Here are the first four books I've finished in 2023.
Book #1 of 2023 was something I found at the grocery store. I'm trying not to buy paper books any more, after the traumatic experience I just had of getting rid of a couple of thousand. Books are heavy, hard to move, gather dust. Nobody wants them when you're done with them. Instead I try to download and borrow. But I just can't stop looking at all the books everywhere I go. Here in Uganda there are odd collections on the street, in second hand stores, and even in the grocery store. I wonder why those particular books. There are a lot of business titles, self-help books, a few novels. This one has an obvious connection to the country. It's called Ivory, Apes & Peacocks: Animals, Adventure and Discovery in the Wild Places of Africa, by Alan Root. Root was a wildlife photographer who moved to Kenya as a child when his dad got a job at a meat-packing plant producing "bully beef" for Britain after World War II. He spent his life in this region of the world exploring and making movies. This fascinating book tells the story of all of it. Here's a quote: "The great documentary maker Robert Flaherty once said, 'All art is a kind of exploring. To discover and reveal is the way every artist sets about his business.' This is particularly true of wildlife filming, when every new project means learning to see all over again, to pick up the clues and signs that lead to an understanding of this new and different territory. Today it means googling the subject and getting buried under a mass of information; back then it meant looking, listening and finding out for yourself."

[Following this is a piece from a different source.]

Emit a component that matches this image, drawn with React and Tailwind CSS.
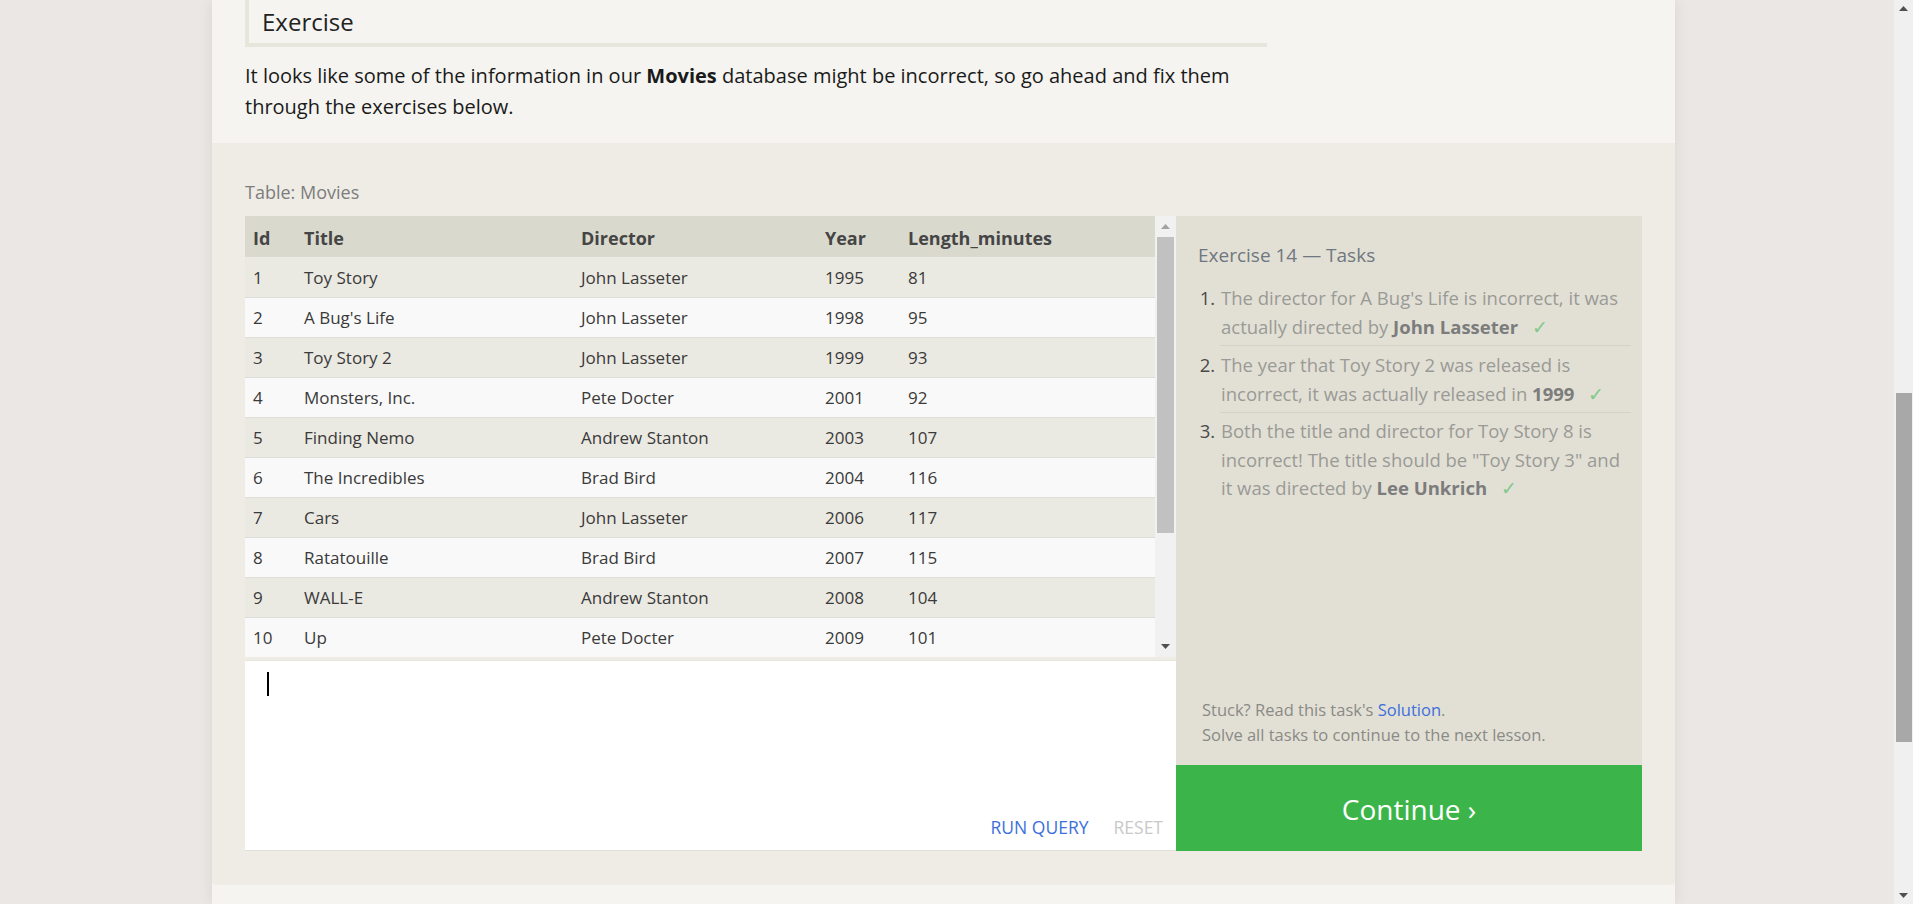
const movies = [
  [1, "Toy Story", "John Lasseter", 1995, 81],
  [2, "A Bug's Life", "John Lasseter", 1998, 95],
  [3, "Toy Story 2", "John Lasseter", 1999, 93],
  [4, "Monsters, Inc.", "Pete Docter", 2001, 92],
  [5, "Finding Nemo", "Andrew Stanton", 2003, 107],
  [6, "The Incredibles", "Brad Bird", 2004, 116],
  [7, "Cars", "John Lasseter", 2006, 117],
  [8, "Ratatouille", "Brad Bird", 2007, 115],
  [9, "WALL-E", "Andrew Stanton", 2008, 104],
  [10, "Up", "Pete Docter", 2009, 101],
  [11, "Toy Story 8", "El Directore", 2010, 103],
  [12, "Cars 2", "John Lasseter", 2011, 120],
  [13, "Brave", "Brenda Chapman", 2012, 102],
  [14, "Monsters University", "Dan Scanlon", 2013, 110],
]

function Check() {
  return <span className="ml-[14px] text-[19px] font-light text-[#80c98a]">✓</span>
}

function Tasks() {
  return (
    <ol className="mt-[16px] mr-[11px] list-decimal pl-[22px] text-[18.5px] leading-[28.5px] text-[#9a9a96] marker:text-[#4a4a4a]">
      <li className="border-b border-[#d4d2c7] pb-[4px] pl-[1px]">
        The director for A Bug's Life is incorrect, it was
        <br />
        actually directed by <b className="text-[#7c7c7c]">John Lasseter</b>
        <Check />
      </li>
      <li className="border-b border-[#d4d2c7] pt-[5px] pb-[4px] pl-[1px]">
        The year that Toy Story 2 was released is
        <br />
        incorrect, it was actually released in <b className="text-[#7c7c7c]">1999</b>
        <Check />
      </li>
      <li className="pt-[4px] pl-[1px]">
        Both the title and director for Toy Story 8 is
        <br />
        incorrect! The title should be "Toy Story 3" and
        <br />
        it was directed by <b className="text-[#7c7c7c]">Lee Unkrich</b>
        <Check />
      </li>
    </ol>
  )
}

function MoviesTable() {
  return (
    <div className="flex h-[441px] bg-[#f1f1f1]">
      <div className="flex-1 overflow-hidden">
        <table className="w-full table-fixed border-collapse text-left text-[17px] text-[#3a3a3a]">
          <colgroup>
            <col className="w-[51px]" />
            <col className="w-[277px]" />
            <col className="w-[244px]" />
            <col className="w-[83px]" />
            <col />
          </colgroup>
          <thead>
            <tr className="h-[41px] bg-[#dad9ce] text-[18px] font-bold text-[#454545]">
              <th className="pl-2 pt-[3px]">Id</th>
              <th className="pl-2 pt-[3px]">Title</th>
              <th className="pl-2 pt-[3px]">Director</th>
              <th className="pl-2 pt-[3px]">Year</th>
              <th className="pl-2 pt-[3px]">Length_minutes</th>
            </tr>
          </thead>
          <tbody>
            {movies.map((m, i) => (
              <tr
                key={m[0]}
                className={
                  "h-[40px] border-b border-[#dfded8] " + (i % 2 === 0 ? "bg-[#eae9e2]" : "bg-[#f9f9f9]")
                }
              >
                {m.map((v, j) => (
                  <td key={j} className="pl-2 pt-[2px]">
                    {v}
                  </td>
                ))}
              </tr>
            ))}
          </tbody>
        </table>
      </div>
      <div className="flex w-[21px] flex-col items-center">
        <div className="flex h-[21px] items-center justify-center">
          <svg width="9" height="5" viewBox="0 0 9 5">
            <path d="M4.5 0L9 5H0z" fill="#a3a3a3" />
          </svg>
        </div>
        <div className="h-[296px] w-[17px] bg-[#c1c1c1]" />
        <div className="flex-1" />
        <div className="flex h-[21px] items-center justify-center">
          <svg width="9" height="5" viewBox="0 0 9 5">
            <path d="M0 0H9L4.5 5z" fill="#505050" />
          </svg>
        </div>
      </div>
    </div>
  )
}

function Editor() {
  return (
    <div className="mt-[3px] flex h-[191px] flex-col border-t border-[#e6e5de] border-b border-b-[#e2e0d8] bg-white">
      <div className="flex-1 pl-[22px] pt-[11px]">
        <div className="h-[24px] w-[2px] bg-black" />
      </div>
      <div className="flex justify-end gap-[25px] pr-[13px] pb-[10px] text-[17.5px] uppercase">
        <span className="text-[#3d6fdc]">Run Query</span>
        <span className="text-[#c9c9c9]">Reset</span>
      </div>
    </div>
  )
}

function App() {
  return (
    <div className="flex h-[904px] overflow-hidden bg-[#ebe7e4] font-['Open_Sans',sans-serif]">
      <div className="w-[212px] shrink-0" />
      <main className="flex w-[1463px] shrink-0 flex-col bg-[#f5f4f0] shadow-[0_0_14px_rgba(0,0,0,0.08)]">
        <section className="px-[33px] pb-[21px]">
          <div className="flex h-[47px] w-[1022px] items-start border-l-4 border-b-4 border-[#e7e6dd] pl-[13px] pt-[6px]">
            <h2 className="text-[24px] leading-[32px] text-[#222]">Exercise</h2>
          </div>
          <p className="mt-[13px] w-[1030px] text-[20px] leading-[31px] text-[#1a1a1a]">
            It looks like some of the information in our <b>Movies</b> database might be incorrect, so go ahead and fix
            them through the exercises below.
          </p>
        </section>
        <section className="rounded-b-sm bg-[#efece5] px-[33px] pt-[36px] pb-[34px]">
          <div className="mb-[11px] text-[18px] leading-[26px] text-[#7d7d7d]">Table: Movies</div>
          <div className="flex">
            <div className="w-[931px] shrink-0">
              <MoviesTable />
              <Editor />
            </div>
            <div className="flex flex-1 flex-col bg-[#e2e0d5]">
              <div className="flex-1 pl-[22px] pt-[26px]">
                <h3 className="text-[19px] leading-[26px] text-[#6f7780]">Exercise 14 — Tasks</h3>
                <Tasks />
              </div>
              <div className="px-[26px] pb-[18px] text-[16.5px] leading-[25px] text-[#8a8a86]">
                <div>
                  Stuck? Read this task's <span className="text-[#3d6fdc]">Solution</span>.
                </div>
                <div>Solve all tasks to continue to the next lesson.</div>
              </div>
              <div className="flex h-[86px] items-center justify-center bg-[#3bb54a] pt-[1px] text-[28px] text-white">
                Continue ›
              </div>
            </div>
          </div>
        </section>
        <div className="flex-1" />
      </main>
      <div className="flex-1" />
      <div className="flex w-[19px] shrink-0 flex-col items-center bg-[#f0f0f0]">
        <div className="flex h-[17px] items-center justify-center">
          <svg width="9" height="5" viewBox="0 0 9 5">
            <path d="M4.5 0L9 5H0z" fill="#505050" />
          </svg>
        </div>
        <div className="h-[376px]" />
        <div className="h-[349px] w-[16px] bg-[#a8a8a8]" />
        <div className="flex-1" />
        <div className="flex h-[17px] items-center justify-center">
          <svg width="9" height="5" viewBox="0 0 9 5">
            <path d="M0 0H9L4.5 5z" fill="#505050" />
          </svg>
        </div>
      </div>
    </div>
  )
}

export default App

Book #2 was The Inheritance Games, by Jennifer Lynn Barnes. This is clearly destined to become a movie. It's a fun, puzzle-filled romp. I enjoyed it and have the second one on hold at the library.
Book #3 was The Queen's Choice, by Cayla Kluver. It's a story of succession in the fairy world, mystery, and quest. This time the second one isn't as easy to come by, because the library doesn't have it. Grr.
Book #4 was Sea of Tranquility, by Emily St. John Mandel. I've had this one on hold at the library for a really long time, probably almost since the moment it first came out last April. I finally got to read it. It's a very quick read, mind-bending and full of time travel and pandemic. It's the kind of book you want to reread as soon as you're done, to figure out all the connections again. I recommend it if you're into the kind of books this author writes.